Lenten prayer is different from other prayer. To return to the tramping metaphor, it’s prayer that moves us away from the surety of well-known roads and signs in order to re-orientate us in G_d. It is prayer that takes us off-track in order to question deeply the tracks we’ve been on and the signs we’ve been following. ‘Wilderness’ sounds wonderful to our urban ears, but it was in Scripture a place of fear. Hence the ongoing potency of the texts, like today’s, that say ‘Do not be afraid.’
Forty days – the time the liturgical calendar sets aside for Lent (Ash Wednesday to Maundy Thursday) – is a metaphorical time span used in biblical literature since the horrific tale of Noah to indicate disorientation. Whether your experience is of 40 days, 40 hours, or 40 minutes, it matters not… Being disoriented in G_d is a once-felt-never-forgotten experience. ‘Disoriented’ is a nice way of saying ‘lost’. Most of us have some fear about being lost.
I used to have a regular visitor to my study called Joe who had God in a bottle. Rub the bottle and out pops this wonderful, I’m-here-to-please, genie God. Joe told me I’m wrong about the wilderness. Genie God will always be with us, holding our hand, and leading us in the right direction. Well… tell that to Hagar or Dinah or Moses or Job, or for that matter anyone who has suffered. I listen, and try to find something in Joe’s theology I can affirm.
I have a friend, Max, who understands G_d very differently from Joe. He ditched the anthropomorphic God who allegedly had the whole world in His (sic) hands back in university days. I guess he had a sort of genie God and when the bottle didn’t work he threw them both away.
Sometime a couple of decades later his understanding of physics met his understanding of theology and they started courting.
“God,” he would say, gesturing expansively as we walked along, “is a transformative energy: ‘God is light’, ‘God is love’ – what do these mean if not energy?”
When I ask him about the purpose of prayer he uses phrases like ‘recharging’ and ‘getting the rhythm right.’ Prayer is not about addressing a super-human-like deity, but about being still and letting the energy of G_d move in and through his life.
Max prays mostly as he walks. It involves his breathing, listening to what’s happening within himself as well as in the world around, and tending his dog. What Simone Weil would have called ‘attentiveness’. Max has a nice dog.
I asked him about being lost in the wilderness.
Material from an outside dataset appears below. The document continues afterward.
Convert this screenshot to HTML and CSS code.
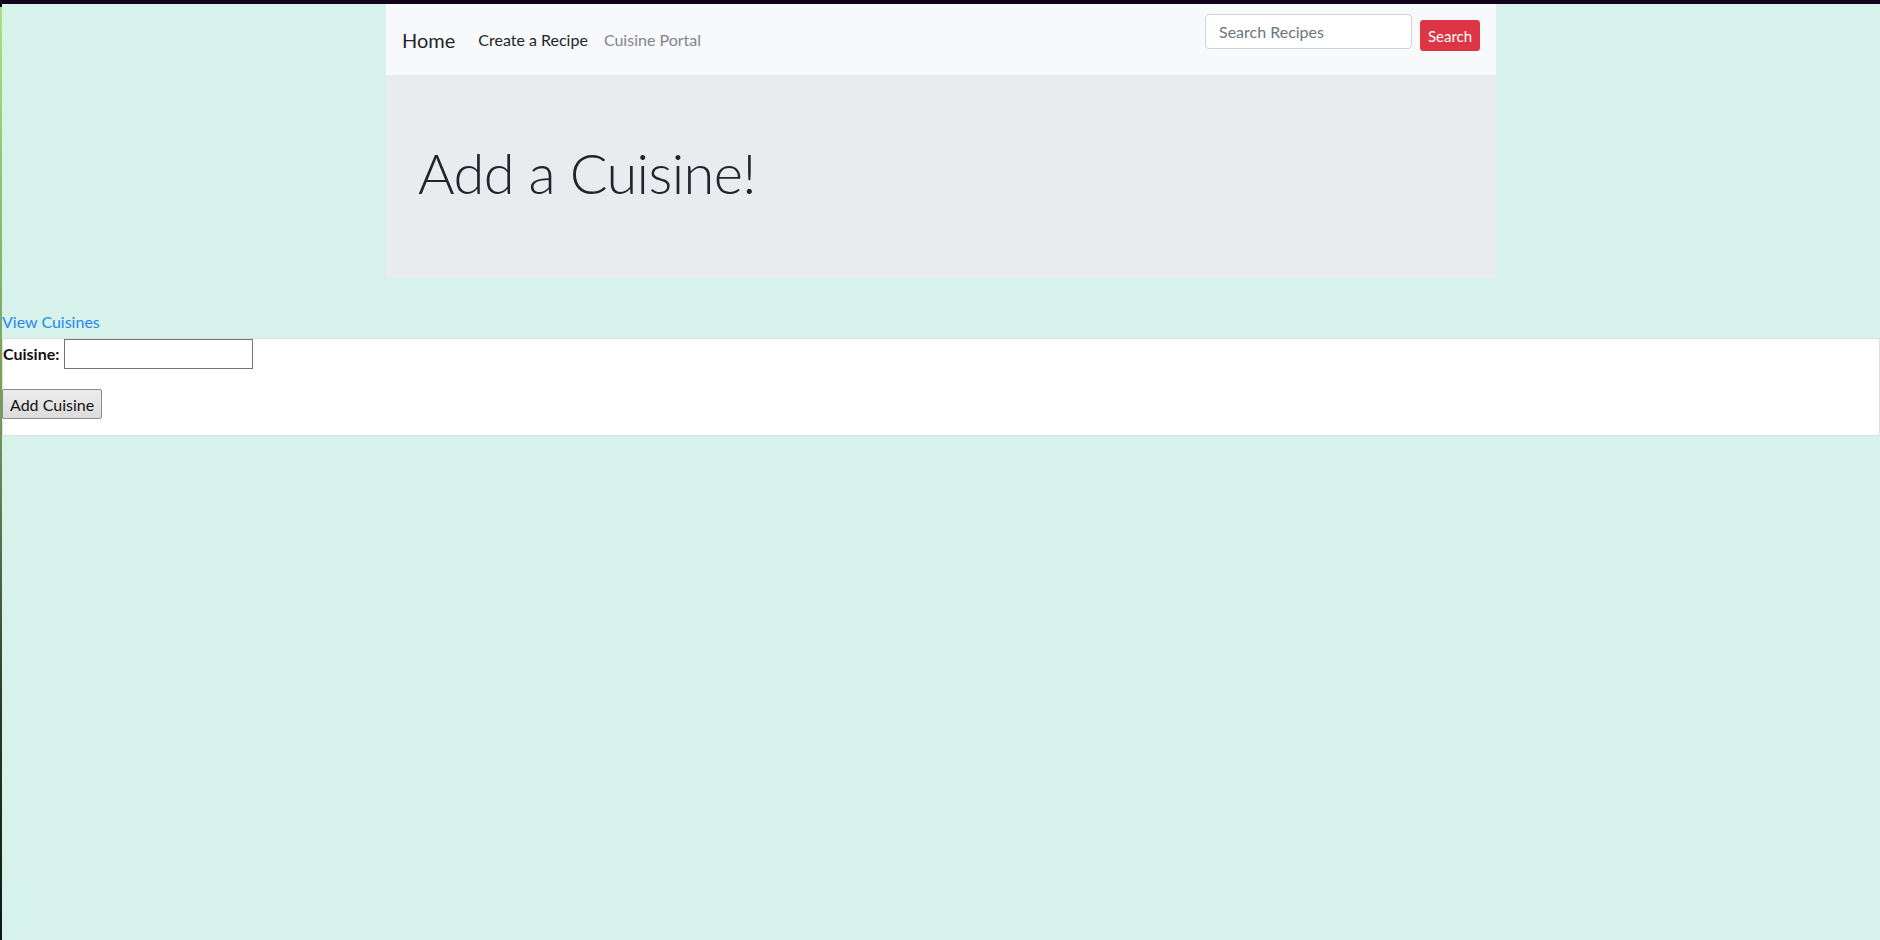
FILE: index.html
```html
<!DOCTYPE html>
<html lang="en">
<head>
<meta charset="utf-8">
<title>Add a Cuisine</title>
<link rel="stylesheet" href="styles.css">
</head>
<body>
<div class="frame">
  <div class="container">
    <nav class="navbar">
      <a class="brand" href="#">Home</a>
      <ul class="nav-links">
        <li><a class="nav-link active" href="#">Create a Recipe</a></li>
        <li><a class="nav-link muted" href="#">Cuisine Portal</a></li>
      </ul>
      <form class="search-form">
        <input class="search-input" type="text" placeholder="Search Recipes">
        <button class="search-btn" type="button">Search</button>
      </form>
    </nav>
    <div class="jumbotron">
      <h1 class="display">Add a Cuisine!</h1>
    </div>
  </div>
  <a class="view-link" href="#">View Cuisines</a>
  <form class="cuisine-form">
    <div class="field-row">
      <label class="field-label" for="cuisine">Cuisine:</label>
      <input class="field-input" id="cuisine" type="text">
    </div>
    <div class="actions">
      <button class="add-btn" type="button">Add Cuisine</button>
    </div>
  </form>
</div>
</body>
</html>
```

FILE: styles.css
```css
* { box-sizing: border-box; }

html, body {
  margin: 0;
  padding: 0;
}

body {
  background: #d7f2eb;
  font-family: Lato, "Noto Sans", sans-serif;
  font-size: 16px;
  line-height: 1.5;
  color: #212529;
}

.frame {
  min-height: 940px;
  border-top: 4px solid #13041d;
  border-left: 2px solid transparent;
  border-image: linear-gradient(to bottom, #13041d 0, #13041d 4px, #a9e27c 4px, #6f9a58 45%, #2a3a28 75%, #101810 100%) 1;
  border-right: 0;
  border-bottom: 0;
}

.container {
  width: 1110px;
  margin: 0 auto;
}

.navbar {
  display: flex;
  align-items: center;
  height: 71px;
  padding: 0 16px;
  background: #f8f9fa;
}

.brand {
  font-size: 20px;
  line-height: 30px;
  color: #212529;
  text-decoration: none;
  margin-right: 23px;
  margin-top: 1px;
}

.nav-links {
  display: flex;
  list-style: none;
  margin: 0;
  padding: 0;
  gap: 16px;
  margin-top: 1px;
}

.nav-link {
  text-decoration: none;
  font-size: 16px;
  line-height: 24px;
}

.nav-link.active { color: #212529; }
.nav-link.muted { color: #80858a; }

.search-form {
  margin-left: auto;
  align-self: flex-start;
  margin-top: 10px;
  display: flex;
  align-items: flex-start;
  gap: 8px;
}

.search-input {
  width: 207px;
  height: 35px;
  padding: 0 13px;
  border: 1px solid #ced4da;
  border-radius: 4px;
  background: #fff;
  font-family: inherit;
  font-size: 16px;
  color: #495057;
}

.search-input::placeholder { color: #6c757d; }

.search-btn {
  margin-top: 6px;
  height: 31px;
  width: 60px;
  padding: 0;
  border: 1px solid #dc3545;
  border-radius: 3px;
  background: #dc3545;
  color: #fff;
  font-family: inherit;
  font-size: 15px;
}

.jumbotron {
  background: #e9ecef;
  padding: 64px 32px;
  margin-bottom: 32px;
}

.display {
  margin: 0 0 8px;
  font-size: 56px;
  font-weight: 300;
  line-height: 1.2;
  letter-spacing: -0.6px;
  color: #212529;
}

.view-link {
  display: block;
  color: #1e88ef;
  text-decoration: none;
  line-height: 24px;
}

.cuisine-form {
  margin-top: 4px;
  background: #fff;
  border: 1px solid #dedede;
  border-radius: 3px;
  padding-bottom: 16px;
}

.field-row {
  display: flex;
  align-items: center;
  gap: 5px;
}

.field-label {
  font-weight: 700;
  color: #111;
}

.field-input {
  width: 189px;
  height: 30px;
  border: 1px solid #767676;
  border-radius: 0;
  background: #fff;
}

.actions {
  margin-top: 20px;
}

.add-btn {
  height: 30px;
  padding: 0 7px;
  margin-left: -1px;
  font-family: inherit;
  font-size: 16px;
  color: #111;
  background: linear-gradient(#ececec, #dcdcdc);
  border: 1px solid #8a8a8a;
  border-radius: 2px;
}
```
“Let me tell you a story,” he says. “A rich, powerful guy came to a minister to learn about prayer. ‘Why do you want to pray?’ asked the minister. ‘I want to be in harmony with God.’ ‘Good,’ said the minister, ‘but I must warn you that in time you will discover that what you seek is achieved not through holding on to what you can control but by letting go of what you can’t.’”
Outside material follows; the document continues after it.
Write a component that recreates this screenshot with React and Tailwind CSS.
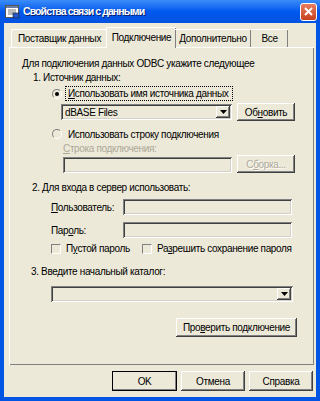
import React from 'react'

const FONT = { fontFamily: '"Liberation Sans", Arial, sans-serif' }

const raised =
  'shadow-[inset_-1px_-1px_#404040,inset_1px_1px_#ffffff,inset_-2px_-2px_#808080]'
const sunken =
  'shadow-[inset_1px_1px_#808080,inset_-1px_-1px_#ffffff,inset_2px_2px_#404040,inset_-2px_-2px_#d4d0c8]'

function Radio({ checked }) {
  return (
    <span className="w-[10px] h-[10px] shrink-0 rounded-full border border-t-[#808080] border-l-[#808080] border-b-white border-r-white bg-[#ECE9D8] flex items-center justify-center">
      {checked && <span className="w-[4px] h-[4px] rounded-full bg-black" />}
    </span>
  )
}

function Check() {
  return (
    <span className="w-[10px] h-[10px] border border-t-[#808080] border-l-[#808080] border-b-white border-r-white bg-[#ECE9D8] shrink-0" />
  )
}

function Button({ children, w, disabled, def, className = '' }) {
  return (
    <div
      className={`${w} h-full flex items-center justify-center ${raised} ${
        def ? 'outline outline-1 outline-black -outline-offset-1' : ''
      } ${disabled ? 'text-[#ACA899] [text-shadow:1px_1px_#ffffff]' : 'text-black'} ${className}`}
    >
      <span>{children}</span>
    </div>
  )
}

function Combo({ w, text }) {
  return (
    <div className={`${w} h-[16px] ${sunken} bg-[#ECE9D8] flex items-center pl-[4px] pr-[2px]`}>
      <span className="flex-1">{text}</span>
      <span className={`w-[14px] h-[12px] ${raised} flex items-center justify-center`}>
        <svg width="7" height="4" viewBox="0 0 7 4">
          <path d="M0 0h7L3.5 4z" fill="#000" />
        </svg>
      </span>
    </div>
  )
}

function Input({ w }) {
  return <div className={`${w} h-[16px] ${sunken} bg-[#ECE9D8]`} />
}

export default function App() {
  return (
    <div
      className="w-[320px] h-[401px] bg-[#0055E5] flex flex-col text-[10px] leading-[13px] tracking-[-0.35px] text-black overflow-hidden whitespace-nowrap"
      style={FONT}
    >
      {/* Title bar */}
      <div className="h-[23px] shrink-0 flex items-center pl-[5px] pr-[3px] bg-linear-to-b from-[#3B8CF8] via-[#0058EE] to-[#0353E0]">
        <svg width="15" height="14" viewBox="0 0 15 14" className="shrink-0">
          <rect x="0.5" y="0.5" width="13" height="12" fill="#fff" stroke="#555" />
          <rect x="1" y="1" width="12" height="2" fill="#6a7ba8" />
          <path d="M3 5h8M3 7h8M3 9h5" stroke="#777" />
          <rect x="8" y="8" width="6" height="5" fill="#2a56c6" stroke="#123" strokeWidth="0.6" />
        </svg>
        <span className="ml-[3px] text-white font-bold text-[10.5px] tracking-[-0.9px] [text-shadow:1px_1px_#0a1f6e]">
          Свойства связи с данными
        </span>
        <div className="flex-1" />
        <div className="w-[17px] h-[18px] rounded-[3px] border border-white bg-linear-to-b from-[#E97C5E] to-[#C6401C] flex items-center justify-center">
          <svg width="9" height="9" viewBox="0 0 9 9">
            <path d="M1 1l7 7M8 1l-7 7" stroke="#fff" strokeWidth="2" />
          </svg>
        </div>
      </div>

      {/* Body */}
      <div className="flex-1 mx-[4px] mb-[4px] bg-[#ECE9D8] flex flex-col pt-[5px] pl-[5px] pr-[2px]">
        {/* Tabs */}
        <div className="h-[19px] flex items-end pl-[2px] relative z-10">
          <div className="w-[96px] h-[18px] flex items-center justify-center border-t border-l border-white shadow-[inset_-1px_0_#808080] rounded-tl-[2px]">
            Поставщик данных
          </div>
          <div className="w-[70px] h-[21px] -mx-[1px] -mb-[1px] flex items-start pt-[3px] justify-center bg-[#ECE9D8] border-t border-l border-white shadow-[inset_-1px_0_#808080] rounded-tl-[2px]">
            Подключение
          </div>
          <div className="w-[76px] h-[18px] flex items-center justify-center border-t border-white shadow-[inset_-1px_0_#808080]">
            Дополнительно
          </div>
          <div className="w-[37px] h-[18px] flex items-center justify-center border-t border-white shadow-[inset_-1px_0_#808080]">
            Все
          </div>
        </div>

        {/* Panel */}
        <div className="h-[318px] border-t border-l border-white shadow-[inset_-1px_-1px_#808080] flex flex-col pt-[9px]">
          <div className="h-[13px] ml-[12px]">Для подключения данных ODBC укажите следующее</div>
          <div className="h-[13px] mt-[1px] ml-[23px]">1. Источник данных:</div>

          <div className="h-[15px] mt-[2px] ml-[42px] flex items-center">
            <Radio checked />
            <div className="ml-[3px] px-[2px] h-[15px] w-[168px] flex items-center border border-dotted border-black">
              <span>
                <u>И</u>спользовать имя источника данных
              </span>
            </div>
          </div>

          <div className="h-[18px] mt-[2px] ml-[51px] flex items-center">
            <Combo w="w-[171px]" text="dBASE Files" />
            <Button w="w-[58px]" className="ml-[5px]">
              Об<u>н</u>овить
            </Button>
          </div>

          <div className="h-[14px] mt-[6px] ml-[42px] flex items-center">
            <Radio />
            <span className="ml-[6px]">Использовать строку подключения</span>
          </div>

          <div className="h-[13px] mt-[1px] ml-[53px] text-[#ACA899]">
            <u>С</u>трока подключения:
          </div>

          <div className="h-[18px] ml-[53px] flex items-end">
            <Input w="w-[169px]" />
            <Button w="w-[58px]" disabled className="ml-[5px]">
              С<u>б</u>орка...
            </Button>
          </div>

          <div className="h-[13px] mt-[8px] ml-[22px]">2. Для входа в сервер использовать:</div>

          <div className="h-[16px] mt-[5px] ml-[41px] flex items-center">
            <span className="w-[72px]">
              <u>П</u>ользователь:
            </span>
            <Input w="w-[169px]" />
          </div>

          <div className="h-[16px] mt-[7px] ml-[41px] flex items-center">
            <span className="w-[72px]">
              Пар<u>о</u>ль:
            </span>
            <Input w="w-[169px]" />
          </div>

          <div className="h-[13px] mt-[4px] ml-[41px] flex items-center">
            <Check />
            <span className="ml-[5px] w-[76px]">
              П<u>у</u>стой пароль
            </span>
            <Check />
            <span className="ml-[5px]">
              Ра<u>з</u>решить сохранение пароля
            </span>
          </div>

          <div className="h-[13px] mt-[10px] ml-[21px]">3. Введите начальный каталог:</div>

          <div className="h-[16px] mt-[8px] ml-[41px] flex">
            <Combo w="w-[242px]" text="" />
          </div>

          <div className="h-[19px] mt-[16px] flex justify-end pr-[17px]">
            <Button w="w-[121px]">
              Про<u>в</u>ерить подключение
            </Button>
          </div>
        </div>

        {/* Bottom buttons */}
        <div className="h-[20px] mt-[6px] flex justify-end pr-[1px] gap-[4px]">
          <Button w="w-[65px]" def>
            OK
          </Button>
          <Button w="w-[64px]">Отмена</Button>
          <Button w="w-[64px]">Справка</Button>
        </div>
      </div>
    </div>
  )
}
Max too has experienced the absence of the theologically familiar and the disorientation that the unfamiliar brings. Control and surrender, holding on and letting go, are ongoing themes in his life.
Lent invites us to get off the right road, the right track, to get off all our well-worn tracks, whether we’re travelling swiftly or slowly, and to listen (like Peter, James, and John) and to venture (like Abram) into uncertainty.